Though I walk through the valley of the shadow of death...

Sunday, February 04, 2007

The Lord is granting me the grace of travelling through one of the very dark valleys of the spiritual realm, and most of my energy has been focused on placing one foot in front of the other. In other words, QM is not having such a fun time right now, and she would sure appreciate your prayers.

The Beloved is so good. He provides for my every need, and He does not hesitate to give His handmaid the bitter medicine she requires in order to grow. My failing footsteps and wavering will notwithstanding, He continues to shape me, form me, and call me unto Himself. I try not to complain, try to be faithful to Him in thought, word, and deed, try to allow Him to transform my heart. I also constantly fail in doing so. But His grace is not about what I can do, but about what I cannot do. He came to heal the sick, not the well. His grace is about my submission to His goodness, His love, and His mercy. His grace is love poured out for me, poured into me, to be reflected back to Him and to all the world.
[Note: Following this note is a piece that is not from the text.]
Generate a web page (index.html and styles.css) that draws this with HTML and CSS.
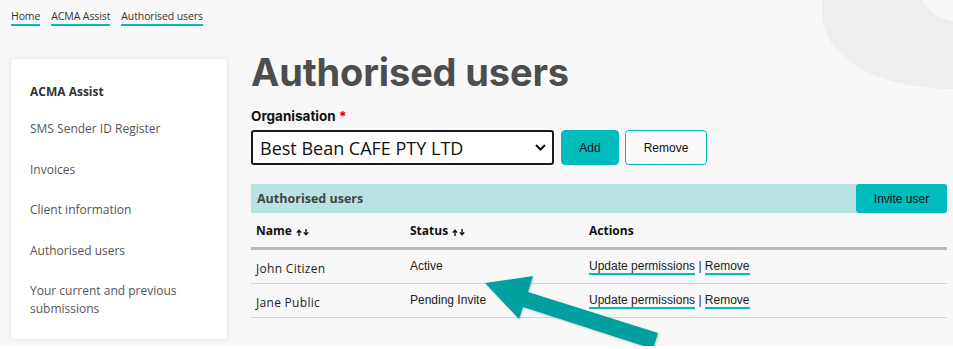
FILE: index.html
```html
<!DOCTYPE html>
<html lang="en">
<head>
<meta charset="utf-8">
<title>Authorised users</title>
<link rel="stylesheet" href="styles.css">
</head>
<body>
<div class="page">
  <svg class="deco" width="131" height="90" viewBox="822 0 131 90" aria-hidden="true">
    <path d="M822,0 L822,12 C822,58 878,89 953,89 L953,0 Z" fill="#eeeeee"/>
    <path d="M922,0 C929,12 940,19 953,21 L953,0 Z" fill="#f8f8f8"/>
  </svg>

  <nav class="crumbs">
    <a href="#">Home</a>
    <a href="#">ACMA Assist</a>
    <a href="#">Authorised users</a>
  </nav>

  <div class="layout">
    <aside class="side">
      <a class="side-title" href="#">ACMA Assist</a>
      <a href="#">SMS Sender ID Register</a>
      <a href="#">Invoices</a>
      <a href="#">Client information</a>
      <a href="#">Authorised users</a>
      <a href="#">Your current and previous submissions</a>
    </aside>

    <main class="main">
      <h1>Authorised users</h1>
      <label class="label">Organisation <span class="req">*</span></label>
      <div class="org-row">
        <div class="select">
          <span>Best Bean CAFE PTY LTD</span>
          <svg width="11" height="7" viewBox="0 0 11 7"><path d="M1 1l4.5 4.5L10 1" fill="none" stroke="#111" stroke-width="2"/></svg>
        </div>
        <button class="btn btn-fill">Add</button>
        <button class="btn btn-line">Remove</button>
      </div>

      <div class="bar">
        <span class="bar-title">Authorised users</span>
        <button class="btn btn-fill btn-invite">Invite user</button>
      </div>

      <table class="users">
        <thead>
          <tr>
            <th class="c-name">Name <svg class="sort" width="13" height="7" viewBox="0 0 13 7"><path d="M3 7V1.5M0.8 3.6L3 1.2L5.2 3.6M10 0V5.5M7.8 3.4L10 5.8L12.2 3.4" fill="none" stroke="#111" stroke-width="1.4"/></svg></th>
            <th class="c-status">Status <svg class="sort" width="13" height="7" viewBox="0 0 13 7"><path d="M3 7V1.5M0.8 3.6L3 1.2L5.2 3.6M10 0V5.5M7.8 3.4L10 5.8L12.2 3.4" fill="none" stroke="#111" stroke-width="1.4"/></svg></th>
            <th class="c-actions">Actions</th>
          </tr>
        </thead>
        <tbody>
          <tr>
            <td class="c-name">John Citizen</td>
            <td class="c-status">Active</td>
            <td class="c-actions"><a href="#">Update permissions</a> | <a href="#">Remove</a></td>
          </tr>
          <tr>
            <td class="c-name">Jane Public</td>
            <td class="c-status">Pending Invite</td>
            <td class="c-actions"><a href="#">Update permissions</a> | <a href="#">Remove</a></td>
          </tr>
        </tbody>
      </table>
    </main>
  </div>

  <svg class="arrow" width="190" height="80" viewBox="480 272 190 80" aria-hidden="true">
    <polygon points="485,283 533,276 528,292 658,333 653,349 523,307 519,319" fill="#00a0a0"/>
  </svg>
</div>
</body>
</html>
```
FILE: styles.css
```css
html { background: #ffffff; }
body {
  margin: 0;
  font-family: "Open Sans", "Noto Sans", sans-serif;
  color: #333;
}
.page {
  position: relative;
  height: 346px;
  background: #f8f8f8;
  overflow: hidden;
}
.deco {
  position: absolute;
  top: 0;
  right: 0;
}
.crumbs {
  display: flex;
  gap: 11px;
  padding: 9px 0 0 11px;
  font-size: 10.5px;
  letter-spacing: -0.1px;
  line-height: 15px;
}
.crumbs a {
  color: #333;
  text-decoration: none;
  border-bottom: 2px solid #00bcbc;
}
.layout {
  display: flex;
  align-items: flex-start;
  gap: 24px;
  margin-top: 22px;
  padding-left: 11px;
  position: relative;
}
.side {
  margin-top: 11px;
  width: 216px;
  box-sizing: border-box;
  background: #fff;
  border-radius: 3px;
  box-shadow: 0 0 4px rgba(0,0,0,0.12);
  padding: 24px 18px 21px 19px;
  display: flex;
  flex-direction: column;
  gap: 22.5px;
  font-size: 12px;
  line-height: 18px;
}
.side a {
  color: #555;
  text-decoration: none;
}
.side .side-title {
  font-weight: 700;
  color: #333;
  margin-bottom: -3.5px;
}
.main {
  width: 696px;
}
h1 {
  margin: 0;
  font-family: "Inter", "Open Sans", sans-serif;
  font-weight: 700;
  font-size: 38px;
  line-height: 48px;
  color: #4d4d4d;
  letter-spacing: -0.15px;
}
.label {
  display: block;
  margin-top: 12px;
  font-family: "Inter", sans-serif;
  font-weight: 700;
  font-size: 13.5px;
  line-height: 17px;
  color: #111;
}
.req { color: #d0021b; }
.org-row {
  display: flex;
  align-items: stretch;
  margin-top: 5px;
  height: 35px;
}
.select {
  width: 303px;
  box-sizing: border-box;
  border: 2px solid #1a1a1a;
  border-radius: 3px;
  background: #fff;
  display: flex;
  align-items: center;
  justify-content: space-between;
  padding: 0 6px 0 7px;
  font-family: "Open Sans", sans-serif;
  font-size: 18px;
  color: #111;
}
.btn {
  font-family: "Liberation Sans", Arial, sans-serif;
  font-size: 12px;
  color: #111;
  border-radius: 4px;
  cursor: pointer;
}
.btn-fill {
  background: #00bcbc;
  border: 1px solid #00bcbc;
}
.org-row .btn-fill {
  width: 58px;
  margin-left: 7px;
}
.btn-line {
  width: 82px;
  margin-left: 6px;
  background: #fafafa;
  border: 1px solid #00bcbc;
}
.bar {
  margin-top: 19px;
  height: 29px;
  background: #b9e2e2;
  display: flex;
  align-items: center;
  justify-content: space-between;
}
.bar-title {
  padding-left: 6px;
  font-weight: 700;
  font-size: 12.5px;
  color: #444;
}
.btn-invite {
  height: 29px;
  width: 91px;
  border-radius: 3px;
}
.users {
  width: 100%;
  border-collapse: collapse;
}
.users th {
  text-align: left;
  font-weight: 700;
  font-size: 12px;
  color: #111;
  height: 34px;
  padding: 0 0 0 5px;
  border-bottom: 3px solid #bbbbbb;
  vertical-align: middle;
}
.sort {
  margin-left: 1px;
  vertical-align: -1px;
}
.users td {
  height: 29px;
  padding: 0 0 0 5px;
  border-bottom: 1px solid #b9e2e2;
  font-size: 12px;
  color: #222;
  vertical-align: middle;
}
.users th.c-name, .users td.c-name { width: 149px; }
.users th.c-status, .users td.c-status { width: 174px; }
.users td.c-name { padding-top: 4px; letter-spacing: 0.3px; }
.users td.c-status, .users td.c-actions {
  font-family: "Liberation Sans", Arial, sans-serif;
  padding-top: 0;
  padding-bottom: 2px;
}
.c-actions a {
  color: #222;
  text-decoration: none;
  border-bottom: 2px solid #00bcbc;
}
.arrow {
  position: absolute;
  left: 480px;
  top: 272px;
  filter: drop-shadow(1px 1px 1px rgba(0,0,0,0.2));
}
```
I am broken, weak, fickle, corrupt, the greatest of all sinners, unworthy ever to speak the Name of God Most High, let alone kneel in His Presence. And yet I know that somehow, mysteriously, He loves me with an undying and infinite love, despite all my iniquities. Not only that -- He calls me to Himself, asks me to love Him in return, invites me to give myself back to Him as an oblation. My broken, sordid, inconsequential being! Who is this Divine Bridegroom? This magnificent Lover? I tremble before Him. I tremble, yet I can do nothing but continue to put one foot in front of the other on this pathway to Him. Love draws me, even through fear and trembling, to climb up from this dark valley to greater and clearer heights. I am not capable of such a climb, but I pray for the humility to allow Him to lead me, to guide me, to give me the strength for the journey.

I cannot hide from Him, nor can I hide any part of my heart from Him. I must allow him to see all, own all, test all, and perfect all. Jesus! Master of my heart! Have mercy on me, a sinner, and transform me according to Thy will!